*Objective*.
Retype everything from the line that contains "Recreate this image" down to the line that contains "import clsx from", inclusive, without altering or adding anything.

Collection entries
___
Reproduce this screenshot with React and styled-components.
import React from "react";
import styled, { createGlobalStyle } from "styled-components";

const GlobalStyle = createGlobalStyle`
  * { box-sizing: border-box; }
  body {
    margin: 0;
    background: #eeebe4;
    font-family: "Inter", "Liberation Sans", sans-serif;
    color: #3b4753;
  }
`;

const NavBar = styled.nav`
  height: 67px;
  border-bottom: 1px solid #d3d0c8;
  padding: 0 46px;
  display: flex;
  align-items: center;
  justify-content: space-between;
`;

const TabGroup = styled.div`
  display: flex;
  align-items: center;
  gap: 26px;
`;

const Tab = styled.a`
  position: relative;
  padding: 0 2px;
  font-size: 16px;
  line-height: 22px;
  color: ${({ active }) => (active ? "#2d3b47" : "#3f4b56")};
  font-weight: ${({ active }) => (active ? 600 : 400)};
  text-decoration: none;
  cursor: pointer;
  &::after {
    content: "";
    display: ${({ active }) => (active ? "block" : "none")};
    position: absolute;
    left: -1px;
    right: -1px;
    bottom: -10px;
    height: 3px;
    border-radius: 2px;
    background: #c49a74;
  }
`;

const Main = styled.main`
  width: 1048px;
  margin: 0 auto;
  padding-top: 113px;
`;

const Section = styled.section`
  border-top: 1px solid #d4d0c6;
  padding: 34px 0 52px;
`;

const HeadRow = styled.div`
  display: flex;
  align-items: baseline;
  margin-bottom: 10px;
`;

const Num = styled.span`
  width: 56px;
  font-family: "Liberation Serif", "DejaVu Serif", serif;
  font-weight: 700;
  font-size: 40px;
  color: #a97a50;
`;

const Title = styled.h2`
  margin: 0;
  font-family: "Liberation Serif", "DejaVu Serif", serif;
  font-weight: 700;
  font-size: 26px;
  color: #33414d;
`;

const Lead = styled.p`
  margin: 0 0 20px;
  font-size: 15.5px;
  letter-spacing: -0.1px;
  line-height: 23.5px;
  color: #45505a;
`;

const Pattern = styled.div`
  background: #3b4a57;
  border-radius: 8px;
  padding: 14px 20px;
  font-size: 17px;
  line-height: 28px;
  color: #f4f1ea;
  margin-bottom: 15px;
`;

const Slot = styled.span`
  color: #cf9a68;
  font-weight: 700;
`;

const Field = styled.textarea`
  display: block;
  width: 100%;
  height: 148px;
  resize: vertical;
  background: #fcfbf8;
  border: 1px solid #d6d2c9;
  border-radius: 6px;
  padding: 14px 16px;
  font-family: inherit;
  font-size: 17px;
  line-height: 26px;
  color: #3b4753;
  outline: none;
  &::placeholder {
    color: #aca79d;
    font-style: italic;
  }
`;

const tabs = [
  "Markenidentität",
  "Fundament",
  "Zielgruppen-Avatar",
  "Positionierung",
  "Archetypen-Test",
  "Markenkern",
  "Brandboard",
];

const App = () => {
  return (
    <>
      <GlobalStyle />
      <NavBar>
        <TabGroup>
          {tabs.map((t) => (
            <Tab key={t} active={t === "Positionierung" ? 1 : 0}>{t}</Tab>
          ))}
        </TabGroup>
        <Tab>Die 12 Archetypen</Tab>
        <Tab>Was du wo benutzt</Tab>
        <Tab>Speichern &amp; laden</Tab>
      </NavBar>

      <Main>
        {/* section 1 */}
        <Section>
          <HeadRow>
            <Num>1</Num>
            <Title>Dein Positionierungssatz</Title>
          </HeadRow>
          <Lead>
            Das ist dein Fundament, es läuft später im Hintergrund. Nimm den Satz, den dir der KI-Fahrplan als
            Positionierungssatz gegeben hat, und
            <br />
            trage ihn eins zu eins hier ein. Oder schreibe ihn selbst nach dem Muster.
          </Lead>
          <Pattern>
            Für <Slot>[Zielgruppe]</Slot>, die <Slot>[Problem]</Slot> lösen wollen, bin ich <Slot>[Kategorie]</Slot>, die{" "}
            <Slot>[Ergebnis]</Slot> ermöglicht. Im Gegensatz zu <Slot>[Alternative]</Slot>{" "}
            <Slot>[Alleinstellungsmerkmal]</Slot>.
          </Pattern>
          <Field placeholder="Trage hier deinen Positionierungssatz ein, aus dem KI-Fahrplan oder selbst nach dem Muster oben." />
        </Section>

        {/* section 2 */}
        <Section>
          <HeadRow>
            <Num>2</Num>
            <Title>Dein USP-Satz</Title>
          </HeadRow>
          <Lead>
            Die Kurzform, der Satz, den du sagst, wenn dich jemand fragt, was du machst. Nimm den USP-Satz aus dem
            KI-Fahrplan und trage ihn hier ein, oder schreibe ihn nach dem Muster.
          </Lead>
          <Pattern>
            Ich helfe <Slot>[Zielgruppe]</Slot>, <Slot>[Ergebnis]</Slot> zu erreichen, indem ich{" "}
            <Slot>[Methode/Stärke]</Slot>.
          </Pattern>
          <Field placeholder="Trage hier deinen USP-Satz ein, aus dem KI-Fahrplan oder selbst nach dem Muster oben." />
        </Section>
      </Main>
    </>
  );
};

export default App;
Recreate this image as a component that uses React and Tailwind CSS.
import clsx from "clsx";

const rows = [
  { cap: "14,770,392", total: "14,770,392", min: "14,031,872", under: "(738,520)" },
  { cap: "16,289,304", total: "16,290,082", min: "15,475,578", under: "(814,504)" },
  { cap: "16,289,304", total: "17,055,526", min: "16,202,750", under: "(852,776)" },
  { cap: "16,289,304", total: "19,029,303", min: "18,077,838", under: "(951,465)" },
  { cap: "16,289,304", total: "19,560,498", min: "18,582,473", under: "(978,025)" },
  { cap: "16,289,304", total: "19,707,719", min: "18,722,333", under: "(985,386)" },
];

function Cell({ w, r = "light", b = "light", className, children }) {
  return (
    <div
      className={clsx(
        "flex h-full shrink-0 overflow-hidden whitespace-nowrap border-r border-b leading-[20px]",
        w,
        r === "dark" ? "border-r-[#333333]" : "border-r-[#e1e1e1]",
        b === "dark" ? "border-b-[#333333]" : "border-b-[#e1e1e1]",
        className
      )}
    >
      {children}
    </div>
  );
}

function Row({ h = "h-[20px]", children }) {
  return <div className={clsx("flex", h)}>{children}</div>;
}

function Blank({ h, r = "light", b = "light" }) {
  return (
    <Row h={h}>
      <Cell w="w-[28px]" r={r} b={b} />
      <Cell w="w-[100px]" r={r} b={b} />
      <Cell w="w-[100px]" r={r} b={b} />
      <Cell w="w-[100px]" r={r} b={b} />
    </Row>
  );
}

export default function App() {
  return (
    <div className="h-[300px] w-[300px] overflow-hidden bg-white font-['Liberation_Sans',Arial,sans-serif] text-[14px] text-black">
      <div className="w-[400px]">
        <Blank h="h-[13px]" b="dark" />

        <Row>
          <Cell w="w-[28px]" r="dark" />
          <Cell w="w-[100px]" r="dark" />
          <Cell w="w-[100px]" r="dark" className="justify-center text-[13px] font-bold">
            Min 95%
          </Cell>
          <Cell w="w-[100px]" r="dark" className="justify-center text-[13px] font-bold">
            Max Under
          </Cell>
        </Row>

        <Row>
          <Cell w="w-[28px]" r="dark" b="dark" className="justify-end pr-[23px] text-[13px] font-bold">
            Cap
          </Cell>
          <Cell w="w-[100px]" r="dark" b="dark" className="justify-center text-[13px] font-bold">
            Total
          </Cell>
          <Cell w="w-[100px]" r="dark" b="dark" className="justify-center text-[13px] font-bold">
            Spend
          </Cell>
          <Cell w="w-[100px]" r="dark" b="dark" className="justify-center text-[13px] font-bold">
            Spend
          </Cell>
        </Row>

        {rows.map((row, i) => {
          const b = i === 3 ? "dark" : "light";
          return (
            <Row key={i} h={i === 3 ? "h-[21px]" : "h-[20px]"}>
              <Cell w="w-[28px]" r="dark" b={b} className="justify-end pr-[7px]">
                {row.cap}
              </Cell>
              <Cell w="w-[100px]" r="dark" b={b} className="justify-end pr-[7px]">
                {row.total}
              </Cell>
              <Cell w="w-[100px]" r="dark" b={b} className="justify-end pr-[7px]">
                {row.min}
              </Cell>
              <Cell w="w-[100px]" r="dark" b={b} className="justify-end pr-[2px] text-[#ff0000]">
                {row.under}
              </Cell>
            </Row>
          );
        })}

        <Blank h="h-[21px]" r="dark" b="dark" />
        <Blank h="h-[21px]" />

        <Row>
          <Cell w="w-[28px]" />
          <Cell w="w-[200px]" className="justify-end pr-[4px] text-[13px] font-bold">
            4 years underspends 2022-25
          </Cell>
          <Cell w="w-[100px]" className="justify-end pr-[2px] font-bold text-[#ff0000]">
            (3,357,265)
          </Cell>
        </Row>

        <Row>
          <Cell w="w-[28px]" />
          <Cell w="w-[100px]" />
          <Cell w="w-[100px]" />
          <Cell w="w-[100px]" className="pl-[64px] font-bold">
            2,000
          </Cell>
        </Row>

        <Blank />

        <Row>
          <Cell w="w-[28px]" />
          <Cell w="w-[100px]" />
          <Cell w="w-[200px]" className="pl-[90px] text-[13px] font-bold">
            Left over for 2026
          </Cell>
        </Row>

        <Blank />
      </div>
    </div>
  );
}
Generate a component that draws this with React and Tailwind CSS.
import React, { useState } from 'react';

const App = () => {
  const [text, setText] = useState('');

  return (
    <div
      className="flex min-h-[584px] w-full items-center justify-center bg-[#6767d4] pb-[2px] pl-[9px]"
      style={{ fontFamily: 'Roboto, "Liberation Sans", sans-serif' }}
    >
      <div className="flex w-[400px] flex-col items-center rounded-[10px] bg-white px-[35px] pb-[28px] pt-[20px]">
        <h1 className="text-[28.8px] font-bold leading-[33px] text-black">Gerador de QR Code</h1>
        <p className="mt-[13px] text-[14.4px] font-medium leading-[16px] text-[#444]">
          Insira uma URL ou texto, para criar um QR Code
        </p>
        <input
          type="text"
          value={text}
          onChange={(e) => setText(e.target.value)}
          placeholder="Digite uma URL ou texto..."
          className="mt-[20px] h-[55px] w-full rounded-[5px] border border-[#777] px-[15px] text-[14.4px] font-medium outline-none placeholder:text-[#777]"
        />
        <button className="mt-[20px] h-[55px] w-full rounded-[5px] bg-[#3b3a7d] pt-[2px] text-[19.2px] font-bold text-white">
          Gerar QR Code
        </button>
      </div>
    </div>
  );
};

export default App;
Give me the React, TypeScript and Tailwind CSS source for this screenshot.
___
*Exercise result*.
Recreate this image as a component that uses React and Tailwind CSS.
import clsx from "clsx";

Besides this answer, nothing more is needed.